Current funding for the siting, licensing, development and construction of the facility is being provided by six major generators under separate agreement and, in part through equity contributions from US Ecology. Equity contributions were accomplished by US Ecology through credits on billings to the Commission for the facility. The Commission entered into the agreement to provide necessary funding for the project with the major generators.
(5) Lease
Rent expense under an operating lease for office space was $27,773 and $33,187 for the years ended June 30, 2000 and 1999, respectively. The future minimum rental payments are in the amount of $17,046 for the year ended June 30, 2001.
(6) Contingencies
In December 1998, the State of Nebraska denied US Ecology’s license to build and operate the facility. In June 1999, Nebraska passed a law which will withdraw Nebraska from the Compact effective in August 1999. Nebraska would remain a member for up to five years after their notice to withdraw is submitted to the Commission.
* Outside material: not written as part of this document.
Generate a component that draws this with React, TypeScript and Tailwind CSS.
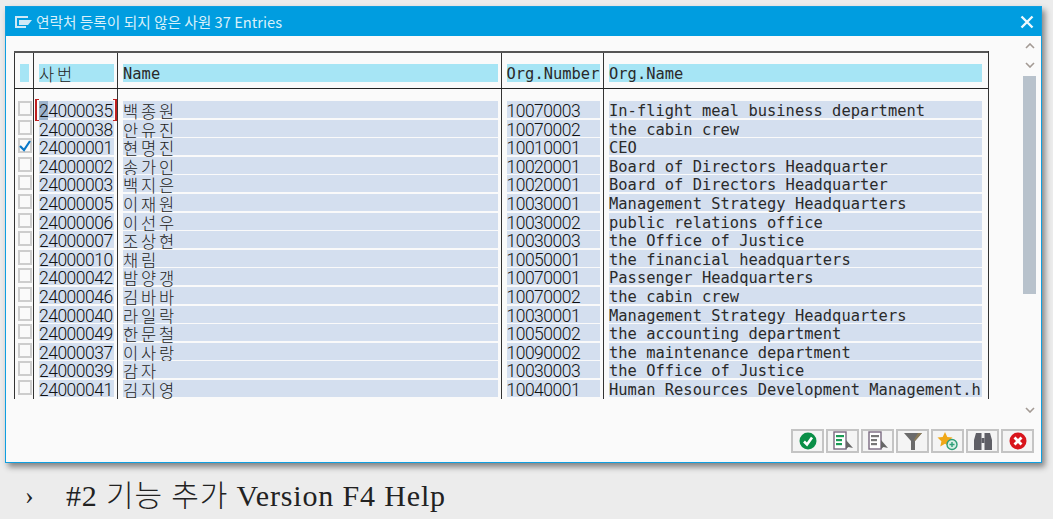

The Compact has joined in a lawsuit with the major generators against the State of Nebraska for licensing of the site or damages in for a bad-faith denial by Nebraska. The financial impact of these events are uncertain.
(7) Subsequent Events
On July 7, 2000, the Commission reimbursed $300,000 to the major generators for their contribution to the guarantee fund. The Commission replenished the guarantee fund by transferring $300,000 from the rebate fund.
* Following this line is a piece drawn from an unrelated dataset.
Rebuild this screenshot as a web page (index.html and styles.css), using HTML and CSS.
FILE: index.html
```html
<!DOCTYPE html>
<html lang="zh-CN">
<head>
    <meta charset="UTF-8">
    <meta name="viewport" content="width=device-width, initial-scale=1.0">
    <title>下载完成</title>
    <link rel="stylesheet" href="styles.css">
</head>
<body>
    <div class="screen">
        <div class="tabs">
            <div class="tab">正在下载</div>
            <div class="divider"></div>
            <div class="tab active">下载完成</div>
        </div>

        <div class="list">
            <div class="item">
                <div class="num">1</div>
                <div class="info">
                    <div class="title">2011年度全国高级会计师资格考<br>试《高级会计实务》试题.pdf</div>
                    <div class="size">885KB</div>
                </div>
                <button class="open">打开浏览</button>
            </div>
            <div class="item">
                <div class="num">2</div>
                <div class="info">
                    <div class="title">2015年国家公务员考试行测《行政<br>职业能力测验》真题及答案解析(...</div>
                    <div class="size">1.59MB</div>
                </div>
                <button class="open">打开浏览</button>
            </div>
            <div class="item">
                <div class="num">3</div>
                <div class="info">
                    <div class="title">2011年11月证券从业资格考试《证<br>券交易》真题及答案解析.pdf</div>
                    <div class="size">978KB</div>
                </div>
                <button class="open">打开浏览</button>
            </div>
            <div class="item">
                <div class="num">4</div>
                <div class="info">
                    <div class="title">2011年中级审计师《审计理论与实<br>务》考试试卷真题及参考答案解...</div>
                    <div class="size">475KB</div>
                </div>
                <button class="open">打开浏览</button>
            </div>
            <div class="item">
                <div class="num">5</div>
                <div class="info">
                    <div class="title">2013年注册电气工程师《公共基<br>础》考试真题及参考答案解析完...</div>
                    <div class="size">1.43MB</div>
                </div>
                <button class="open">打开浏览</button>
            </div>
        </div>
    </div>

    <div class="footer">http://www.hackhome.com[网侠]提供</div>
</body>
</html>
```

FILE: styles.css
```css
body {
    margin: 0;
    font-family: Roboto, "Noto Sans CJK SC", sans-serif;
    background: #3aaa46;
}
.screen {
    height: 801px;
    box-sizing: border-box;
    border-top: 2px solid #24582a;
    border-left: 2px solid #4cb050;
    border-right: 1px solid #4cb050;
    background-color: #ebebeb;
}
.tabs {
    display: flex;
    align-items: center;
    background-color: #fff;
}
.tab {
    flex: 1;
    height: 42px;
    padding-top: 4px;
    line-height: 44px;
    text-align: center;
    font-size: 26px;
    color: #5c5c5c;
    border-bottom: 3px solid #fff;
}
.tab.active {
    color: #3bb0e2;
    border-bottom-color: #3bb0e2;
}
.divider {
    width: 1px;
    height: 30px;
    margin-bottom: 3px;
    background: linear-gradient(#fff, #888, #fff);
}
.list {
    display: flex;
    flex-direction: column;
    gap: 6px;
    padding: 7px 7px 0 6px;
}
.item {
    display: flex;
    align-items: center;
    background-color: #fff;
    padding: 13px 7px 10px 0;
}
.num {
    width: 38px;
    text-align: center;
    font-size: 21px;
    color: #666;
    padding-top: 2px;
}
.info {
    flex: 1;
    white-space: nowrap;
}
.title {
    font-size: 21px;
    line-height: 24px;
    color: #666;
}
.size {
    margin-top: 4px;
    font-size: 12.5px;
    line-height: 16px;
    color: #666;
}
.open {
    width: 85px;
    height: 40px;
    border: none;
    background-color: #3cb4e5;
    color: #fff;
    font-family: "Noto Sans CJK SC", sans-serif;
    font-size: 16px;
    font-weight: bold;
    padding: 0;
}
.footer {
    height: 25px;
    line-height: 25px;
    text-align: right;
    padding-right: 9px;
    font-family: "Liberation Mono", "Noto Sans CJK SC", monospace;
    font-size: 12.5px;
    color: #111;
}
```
We have audited the financial statements of Central Interstate Low-Level Radioactive Waste Commission (the Commission) as of and for the year ended June 30, 2000 and have issued our report thereon dated July 21, 2000. We conducted our audit in accordance with auditing standards generally accepted in the United States of America and the standards applicable to financial audits contained in Government Auditing Standards issued by the Comptroller General of the United States.
Compliance
As
part of obtaining reasonable assurance about whether the Commission’s financial
statements are free of material misstatement, we performed tests of its
compliance with certain provisions of laws, regulations, contracts and
grants, noncompliance with which could have a direct and material effect
on the determination of financial statement amounts. However, providing
an opinion on compliance with those provisions was not an objective of
our audit and, accordingly, we do not express such an opinion. The results
of our tests disclosed no instances of noncompliance that are required
to be
reported
under Government Auditing Standards.
Internal Control Over Financial Reporting
In
planning and performing our audit, we considered the Commission’s internal
control over financial reporting in order to determine our auditing procedures
for the purpose of expressing our opinion on the financial statements and
not to provide assurance on the internal control over financial reporting.
Our consideration of the internal control over financial reporting would
not necessarily disclose all matters in the internal control over financial
reporting that might be material weaknesses. A material weakness is a condition
in which the design or operation of one or more of the internal control
components
does not reduce to a relatively low level the risk that misstatements in
amounts that would be material in relation to the financial statements
being audited may occur and not be detected within a timely period by employees
in the normal course of performing their assigned functions. We noted no
matters involving the internal control over financial reporting and its
operation that we consider to be material weaknesses.
This report is intended solely for the information and use of the Commissioners, and the Commission management and is not intended to be and should not be used by anyone other than these specified parties.